Data Protection Authorities and EDPS Assess Impact of US CLOUD Act
Following a request to the European Parliament Committee on Civil Liberties, Justice and Home Affairs (LIBE), the European Data Protection Board (EDPB), and the European Data Protection Supervisor (EDPS) adopted a joint initial legal assessment of the impact of the US CLOUD Act on the EU legal data protection framework and the mandate for negotiating an EU-US agreement on cross-border access to electronic evidence for judicial cooperation in criminal matters. The legal assessment focuses on compliance of the US CLOUD Act with the requirements of Arts. 6, 48, and 49 of the GDPR.
The CLOUD Act allows US law enforcement authorities to request the disclosure of data by service providers in the USA, regardless of where the data is stored (for details, see eucrim 1/2018, p. 36; 4/18 p. 207 and the article by J Daskal, eucrim 4/2018, pp. 220-225).
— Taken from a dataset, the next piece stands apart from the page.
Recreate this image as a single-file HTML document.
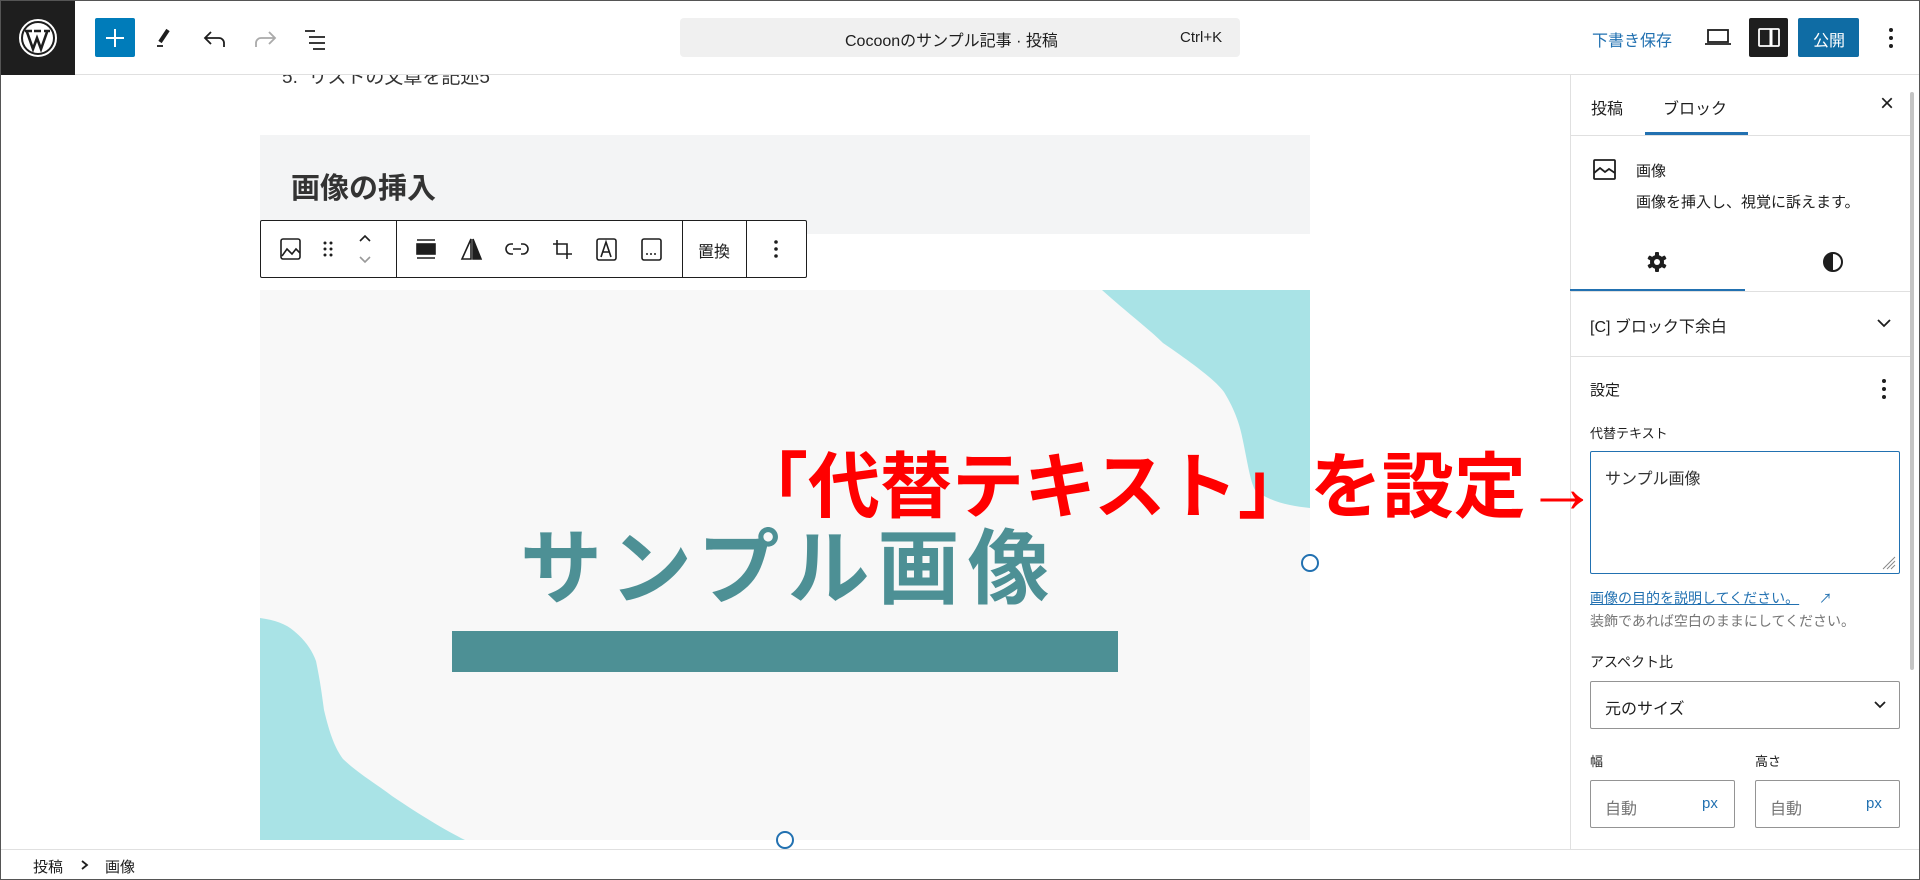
<!DOCTYPE html>
<html><head><meta charset="utf-8"><style>
*{box-sizing:border-box;margin:0;padding:0}
body{width:1920px;height:880px;overflow:hidden;background:#fff;font-family:"Liberation Sans","Noto Sans CJK JP",sans-serif;color:#1e1e1e;position:relative}
.a{position:absolute}
.frame{position:absolute;inset:0;border:1px solid #555;pointer-events:none;z-index:50}
.t{position:absolute;white-space:nowrap}
</style></head><body>
<div class="frame"></div>
<!-- content -->
<div class="t" style="left:282px;top:62px;font-size:19px;color:#333">5.&nbsp; リストの文章を記述5</div>
<div class="a" style="left:260px;top:135px;width:1050px;height:99px;background:#f3f4f5"></div>
<div class="t" style="left:291px;top:165px;font-size:29px;font-weight:bold;color:#333">画像の挿入</div>
<div class="a" style="left:260px;top:290px;width:1050px;height:550px;background:#f8f8f8;overflow:hidden">
<svg width="1050" height="550" style="position:absolute;left:0;top:0">
<path d="M842 0 C870 25 890 40 903 53 C935 75 955 90 964 102 C975 120 980 135 983 151 C988 175 990 190 995 200 C1010 212 1030 216 1050 218 L1050 0Z" fill="#a9e3e6"/>
<path d="M0 328 C15 330 26 334 34 341 C45 350 52 360 56 371 C60 390 62 405 64 420 C70 445 75 458 83 469 C100 485 118 495 132 506 C160 525 185 540 205 550 L0 550Z" fill="#a9e3e6"/>
</svg>
<div class="a" style="left:192px;top:341px;width:666px;height:41px;background:#4d9095"></div>
<div class="t" style="left:260px;top:212px;font-size:82px;font-weight:bold;color:#4d9095;letter-spacing:8px">サンプル画像</div>
</div>
<div class="a" style="left:1301px;top:554px;width:18px;height:18px;border:2px solid #2271b1;border-radius:50%;background:#fff"></div>
<div class="a" style="left:776px;top:831px;width:18px;height:18px;border:2px solid #2271b1;border-radius:50%;background:#fff"></div>
<!-- toolbar -->
<div class="a" style="left:260px;top:220px;width:547px;height:58px;border:1px solid #1e1e1e;border-radius:2px;background:#fff">
<div class="a" style="left:135px;top:0;width:1px;height:56px;background:#1e1e1e"></div>
<div class="a" style="left:421px;top:0;width:1px;height:56px;background:#1e1e1e"></div>
<div class="a" style="left:485px;top:0;width:1px;height:56px;background:#1e1e1e"></div>
</div>
<svg class="a" style="left:0;top:0" width="1000" height="300" fill="none" stroke="#1e1e1e" stroke-width="1.6">
<rect x="281" y="239" width="19" height="20" rx="2"/><path d="M282 256 L287 249 L292 254 L296 249 L300 253"/>
<g fill="#1e1e1e" stroke="none"><circle cx="325" cy="243" r="1.5"/><circle cx="331" cy="243" r="1.5"/><circle cx="325" cy="249" r="1.5"/><circle cx="331" cy="249" r="1.5"/><circle cx="325" cy="255" r="1.5"/><circle cx="331" cy="255" r="1.5"/></g>
<path d="M360 241 L365 236 L370 241"/><path d="M360 257 L365 262 L370 257" stroke="#999"/>
<path d="M417 240 H435 M417 258 H435"/><rect x="417" y="244" width="18" height="10" fill="#1e1e1e"/>
<path d="M471 239 L471 259 L462 259Z" fill="#fff"/><path d="M473 239 L481 259 L473 259Z" fill="#1e1e1e"/>
<path d="M513 244 h-2 a5 5 0 0 0 0 10 h2 M521 244 h2 a5 5 0 0 1 0 10 h-2 M513 249 h8"/>
<path d="M557 240 V254 H572 M553 244 H567 V259"/>
<rect x="597" y="239" width="19" height="21" rx="2"/><path d="M601 257 L606 242 L611 257 M603 252 H609"/>
<rect x="642" y="239" width="19" height="21" rx="2"/><g fill="#1e1e1e" stroke="none"><circle cx="647" cy="254" r="1"/><circle cx="651" cy="254" r="1"/><circle cx="655" cy="254" r="1"/></g>
<g fill="#1e1e1e" stroke="none"><circle cx="776" cy="242" r="1.8"/><circle cx="776" cy="249" r="1.8"/><circle cx="776" cy="256" r="1.8"/></g>
</svg>
<div class="t" style="left:698px;top:238px;font-size:16px">置換</div>
<!-- header -->
<div class="a" style="left:0;top:0;width:1920px;height:75px;background:#fff;border-bottom:1px solid #e0e0e0"></div>
<div class="a" style="left:0;top:0;width:75px;height:75px;background:#1e1e1e"></div>
<svg class="a" style="left:18px;top:18px" width="40" height="40" viewBox="0 0 40 40"><circle cx="20" cy="20" r="18" fill="none" stroke="#fff" stroke-width="2"/><circle cx="20" cy="20" r="15" fill="#fff"/><path d="M9 14 L15 31 L19 20 L23 31 L29 14 M7 13 H14 M16 13 H23 M26 13 H32" stroke="#1e1e1e" stroke-width="2.6" fill="none"/></svg>
<div class="a" style="left:95px;top:18px;width:40px;height:39px;background:#007cba;border-radius:2px"></div>
<svg class="a" style="left:0;top:0" width="340" height="75" fill="none" stroke="#1e1e1e" stroke-width="1.8">
<path d="M115 29 V47 M106 38 H124" stroke="#fff" stroke-width="2"/>
<path d="M168 30 L160 42" stroke-width="4"/><path d="M157 46 H163"/>
<path d="M211 32 L205 38 L211 44 M205 38 H219 a5 5 0 0 1 5 5 V47"/>
<path d="M269 32 L275 38 L269 44 M275 38 H261 a5 5 0 0 0 -5 5 V47" stroke="#aaa"/>
<path d="M305 31 H315 M309 37 H325 M309 43 H325 M313 49 H325"/>
</svg>
<div class="a" style="left:680px;top:18px;width:560px;height:39px;background:#f0f0f0;border-radius:4px"></div>
<div class="t" style="left:845px;top:27px;font-size:16px">Cocoonのサンプル記事 · 投稿</div>
<div class="t" style="left:1180px;top:29px;font-size:15px">Ctrl+K</div>
<div class="t" style="left:1592px;top:27px;font-size:16px;color:#2271b1">下書き保存</div>
<svg class="a" style="left:1704px;top:26px" width="28" height="22" fill="none" stroke="#1e1e1e" stroke-width="1.8"><rect x="4" y="4" width="20" height="12"/><path d="M1 18 H27"/></svg>
<div class="a" style="left:1749px;top:18px;width:39px;height:39px;background:#1e1e1e;border-radius:2px"></div>
<svg class="a" style="left:1757px;top:27px" width="24" height="22" fill="none" stroke="#fff" stroke-width="1.8"><rect x="2" y="2" width="20" height="17" rx="1"/><path d="M14 2 V19" stroke-width="3"/></svg>
<div class="a" style="left:1798px;top:18px;width:61px;height:39px;background:#0f6ca4;border-radius:2px"></div>
<div class="t" style="left:1813px;top:27px;font-size:16px;color:#fff">公開</div>
<svg class="a" style="left:1885px;top:25px" width="12" height="26" fill="#1e1e1e"><circle cx="6" cy="5" r="2"/><circle cx="6" cy="13" r="2"/><circle cx="6" cy="21" r="2"/></svg>
<!-- sidebar -->
<div class="a" style="left:1570px;top:75px;width:350px;height:774px;background:#fff;border-left:1px solid #e0e0e0"></div>
<div class="a" style="left:1910px;top:92px;width:4px;height:578px;background:#c4c4c4;border-radius:2px"></div>
<div class="t" style="left:1591px;top:95px;font-size:16px">投稿</div>
<div class="t" style="left:1663px;top:95px;font-size:16px">ブロック</div>
<div class="a" style="left:1645px;top:132px;width:103px;height:3px;background:#2271b1"></div>
<div class="t" style="left:1880px;top:90px;font-size:24px">×</div>
<div class="a" style="left:1570px;top:135px;width:340px;height:1px;background:#e0e0e0"></div>
<svg class="a" style="left:1592px;top:158px" width="26" height="24" fill="none" stroke="#1e1e1e" stroke-width="1.8"><rect x="2" y="2" width="21" height="19" rx="1"/><path d="M2 15 L8 10 L13 14 L17 11 L23 15"/></svg>
<div class="t" style="left:1636px;top:160px;font-size:15px">画像</div>
<div class="t" style="left:1636px;top:191px;font-size:15px">画像を挿入し、視覚に訴えます。</div>
<svg class="a" style="left:1646px;top:251px" width="22" height="22" viewBox="0 0 22 22"><g fill="#1e1e1e"><circle cx="11" cy="11" r="7"/><rect x="9" y="1" width="4" height="20" rx="1"/><rect x="9" y="1" width="4" height="20" rx="1" transform="rotate(60 11 11)"/><rect x="9" y="1" width="4" height="20" rx="1" transform="rotate(120 11 11)"/></g><circle cx="11" cy="11" r="3" fill="#fff"/></svg>
<svg class="a" style="left:1822px;top:251px" width="22" height="22"><circle cx="11" cy="11" r="9" fill="none" stroke="#1e1e1e" stroke-width="2"/><path d="M11 2 A9 9 0 0 0 11 20Z" fill="#1e1e1e"/></svg>
<div class="a" style="left:1570px;top:289px;width:175px;height:2px;background:#2271b1"></div>
<div class="a" style="left:1570px;top:291px;width:340px;height:1px;background:#e0e0e0"></div>
<div class="t" style="left:1590px;top:313px;font-size:16px">[C] ブロック下余白</div>
<svg class="a" style="left:1876px;top:318px" width="16" height="10" fill="none" stroke="#1e1e1e" stroke-width="1.8"><path d="M2 2 L8 8 L14 2"/></svg>
<div class="a" style="left:1570px;top:356px;width:340px;height:1px;background:#e0e0e0"></div>
<div class="t" style="left:1590px;top:379px;font-size:15px">設定</div>
<svg class="a" style="left:1878px;top:376px" width="12" height="26" fill="#1e1e1e"><circle cx="6" cy="5" r="2"/><circle cx="6" cy="13" r="2"/><circle cx="6" cy="21" r="2"/></svg>
<div class="t" style="left:1590px;top:423px;font-size:13px">代替テキスト</div>
<div class="a" style="left:1590px;top:451px;width:310px;height:123px;border:1px solid #2271b1;border-radius:2px"></div>
<div class="t" style="left:1605px;top:465px;font-size:16px;color:#333">サンプル画像</div>
<svg class="a" style="left:1880px;top:554px" width="16" height="16" stroke="#888" stroke-width="1"><path d="M15 3 L3 15 M15 7 L7 15 M15 11 L11 15"/></svg>
<div class="t" style="left:1590px;top:588px;font-size:14px;color:#2271b1;text-decoration:underline">画像の目的を説明してください。</div>
<div class="t" style="left:1819px;top:588px;font-size:13px;color:#2271b1">↗</div>
<div class="t" style="left:1590px;top:611px;font-size:14px;color:#757575">装飾であれば空白のままにしてください。</div>
<div class="t" style="left:1590px;top:652px;font-size:14px">アスペクト比</div>
<div class="a" style="left:1590px;top:681px;width:310px;height:48px;border:1px solid #949494;border-radius:2px"></div>
<div class="t" style="left:1605px;top:695px;font-size:16px">元のサイズ</div>
<svg class="a" style="left:1873px;top:700px" width="14" height="9" fill="none" stroke="#1e1e1e" stroke-width="1.8"><path d="M2 2 L7 7 L12 2"/></svg>
<div class="t" style="left:1590px;top:751px;font-size:13px">幅</div>
<div class="t" style="left:1755px;top:751px;font-size:13px">高さ</div>
<div class="a" style="left:1590px;top:780px;width:145px;height:48px;border:1px solid #949494;border-radius:2px"></div>
<div class="a" style="left:1755px;top:780px;width:145px;height:48px;border:1px solid #949494;border-radius:2px"></div>
<div class="t" style="left:1605px;top:795px;font-size:16px;color:#757575">自動</div>
<div class="t" style="left:1770px;top:795px;font-size:16px;color:#757575">自動</div>
<div class="t" style="left:1702px;top:795px;font-size:15px;color:#2271b1">px</div>
<div class="t" style="left:1866px;top:795px;font-size:15px;color:#2271b1">px</div>
<!-- red annotation (on top) -->
<div class="t" style="left:736px;top:446px;font-size:72px;font-weight:bold;color:#ff0000;line-height:84px;z-index:40">「代替テキスト」を設定→</div>
<!-- footer -->
<div class="a" style="left:0;top:849px;width:1920px;height:31px;background:#fff;border-top:1px solid #e0e0e0"></div>
<div class="t" style="left:33px;top:856px;font-size:15px">投稿</div>
<svg class="a" style="left:80px;top:859px" width="10" height="12" fill="none" stroke="#1e1e1e" stroke-width="1.8"><path d="M2 2 L7 6 L2 10"/></svg>
<div class="t" style="left:105px;top:856px;font-size:15px">画像</div>
</body></html>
In their reply to the LIBE Committee, the EDPB/EDPS stress that a future international agreement between the EU and the USA, for which the Commission recently obtained a negotiation mandate, must contain the following guarantees:
- Strong procedural and substantive fundamental rights safeguards;
- The necessary level of protection for EU data subjects;
- Legal certainty for businesses operating in both jurisdictions.
Furthermore, an “EU-level approach” is needed, which, inter alia, requires that U.S. law enforcement authorities be put on an equal footing with EU law enforcement authorities to obtain e-evidence.
Ultimately, the EDPB/EDPS also emphasise that there is an urgent need for a new generation of mutual legal assistance treaties that contain strong data protection provisions, such as guarantees based on the principles of proportionality and data minimisation or the “criminality principle.”
The legal assessment also summarises the replies of the EDPS of 2 April 2019 to the Commission regarding the planned EU-US e-evidence agreement (see eucrim 1/2019, p. 41).